What is being asked:
Pick out the lines in the listing below that contain the word "image" and copy them.

Given records:
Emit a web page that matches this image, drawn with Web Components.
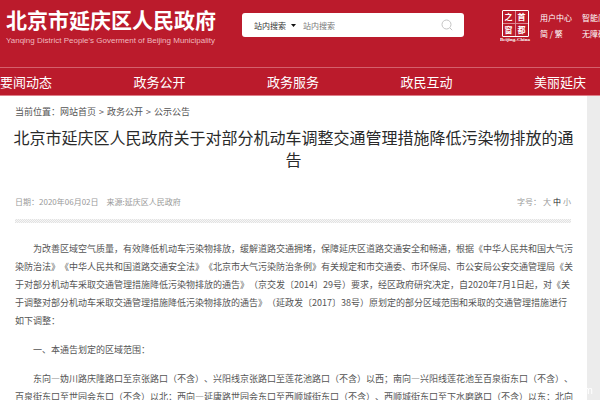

---

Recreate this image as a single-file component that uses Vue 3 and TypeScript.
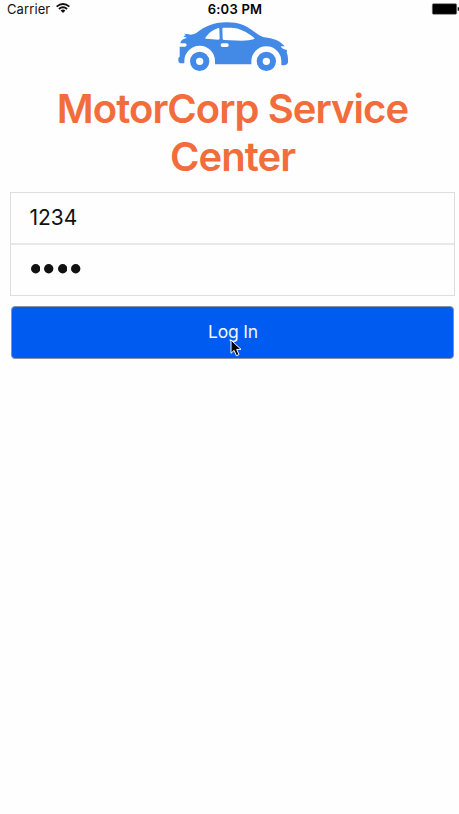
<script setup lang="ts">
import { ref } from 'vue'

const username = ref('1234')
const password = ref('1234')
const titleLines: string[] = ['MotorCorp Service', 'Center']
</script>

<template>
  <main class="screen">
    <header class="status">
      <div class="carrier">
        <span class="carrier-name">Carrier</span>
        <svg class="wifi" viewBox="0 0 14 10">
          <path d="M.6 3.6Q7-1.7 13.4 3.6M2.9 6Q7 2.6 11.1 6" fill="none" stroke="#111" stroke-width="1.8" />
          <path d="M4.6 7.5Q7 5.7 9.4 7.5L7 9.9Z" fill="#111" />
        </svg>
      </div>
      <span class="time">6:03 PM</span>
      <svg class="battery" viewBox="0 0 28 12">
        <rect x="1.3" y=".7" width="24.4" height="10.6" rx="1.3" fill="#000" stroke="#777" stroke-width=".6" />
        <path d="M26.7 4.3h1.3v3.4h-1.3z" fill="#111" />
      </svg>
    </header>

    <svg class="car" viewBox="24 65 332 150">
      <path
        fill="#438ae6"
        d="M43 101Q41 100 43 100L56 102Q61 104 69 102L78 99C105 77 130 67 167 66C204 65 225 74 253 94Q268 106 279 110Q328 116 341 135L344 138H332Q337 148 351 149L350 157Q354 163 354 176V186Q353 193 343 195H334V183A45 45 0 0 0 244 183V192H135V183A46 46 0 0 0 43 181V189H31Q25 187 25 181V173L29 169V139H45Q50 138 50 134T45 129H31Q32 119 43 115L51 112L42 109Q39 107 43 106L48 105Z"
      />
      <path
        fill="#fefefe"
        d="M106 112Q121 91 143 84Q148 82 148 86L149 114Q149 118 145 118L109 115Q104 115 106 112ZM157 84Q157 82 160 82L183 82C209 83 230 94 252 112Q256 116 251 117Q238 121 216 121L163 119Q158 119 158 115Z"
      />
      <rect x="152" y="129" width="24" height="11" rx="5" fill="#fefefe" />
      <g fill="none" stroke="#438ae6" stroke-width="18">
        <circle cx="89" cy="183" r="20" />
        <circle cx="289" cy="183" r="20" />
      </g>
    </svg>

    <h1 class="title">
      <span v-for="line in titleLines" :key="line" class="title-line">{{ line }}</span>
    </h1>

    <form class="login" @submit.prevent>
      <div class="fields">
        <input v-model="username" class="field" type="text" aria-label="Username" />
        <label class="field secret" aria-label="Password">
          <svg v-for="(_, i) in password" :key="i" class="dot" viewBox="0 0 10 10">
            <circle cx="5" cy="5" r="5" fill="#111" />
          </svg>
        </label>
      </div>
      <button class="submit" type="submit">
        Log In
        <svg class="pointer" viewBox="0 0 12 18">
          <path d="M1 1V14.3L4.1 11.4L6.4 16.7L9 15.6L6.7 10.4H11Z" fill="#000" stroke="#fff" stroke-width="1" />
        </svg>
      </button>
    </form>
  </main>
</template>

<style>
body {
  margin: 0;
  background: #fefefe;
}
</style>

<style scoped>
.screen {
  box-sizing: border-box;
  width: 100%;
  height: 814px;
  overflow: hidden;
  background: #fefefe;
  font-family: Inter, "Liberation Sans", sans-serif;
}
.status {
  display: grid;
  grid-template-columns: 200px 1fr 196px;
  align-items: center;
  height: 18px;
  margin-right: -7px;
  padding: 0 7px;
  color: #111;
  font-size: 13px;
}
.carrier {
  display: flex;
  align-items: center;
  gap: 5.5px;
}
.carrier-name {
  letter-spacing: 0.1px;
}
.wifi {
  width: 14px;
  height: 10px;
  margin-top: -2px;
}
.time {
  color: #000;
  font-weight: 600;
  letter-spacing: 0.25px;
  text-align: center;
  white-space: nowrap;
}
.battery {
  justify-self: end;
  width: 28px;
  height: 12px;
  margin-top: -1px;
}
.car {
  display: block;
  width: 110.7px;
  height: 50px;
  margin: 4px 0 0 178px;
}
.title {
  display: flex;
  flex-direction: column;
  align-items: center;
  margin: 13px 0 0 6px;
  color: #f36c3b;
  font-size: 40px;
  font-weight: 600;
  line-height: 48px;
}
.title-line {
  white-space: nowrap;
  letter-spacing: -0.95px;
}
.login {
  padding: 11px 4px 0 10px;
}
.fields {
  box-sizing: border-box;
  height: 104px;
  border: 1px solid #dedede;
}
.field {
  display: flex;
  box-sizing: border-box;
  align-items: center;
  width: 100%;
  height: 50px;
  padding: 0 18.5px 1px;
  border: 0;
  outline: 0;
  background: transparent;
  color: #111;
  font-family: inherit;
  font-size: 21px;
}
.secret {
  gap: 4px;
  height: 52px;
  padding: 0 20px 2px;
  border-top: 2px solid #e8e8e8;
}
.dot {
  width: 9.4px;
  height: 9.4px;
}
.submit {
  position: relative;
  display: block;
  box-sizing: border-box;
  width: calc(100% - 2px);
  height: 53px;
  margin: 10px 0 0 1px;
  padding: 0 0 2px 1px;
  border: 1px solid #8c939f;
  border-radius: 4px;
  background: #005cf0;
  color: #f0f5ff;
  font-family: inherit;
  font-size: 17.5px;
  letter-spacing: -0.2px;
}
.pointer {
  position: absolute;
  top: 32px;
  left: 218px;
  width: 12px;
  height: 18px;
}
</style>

Exercise output:
Emit a web page that matches this image, drawn with Web Components.
Recreate this image as a single-file component that uses Vue 3 and TypeScript.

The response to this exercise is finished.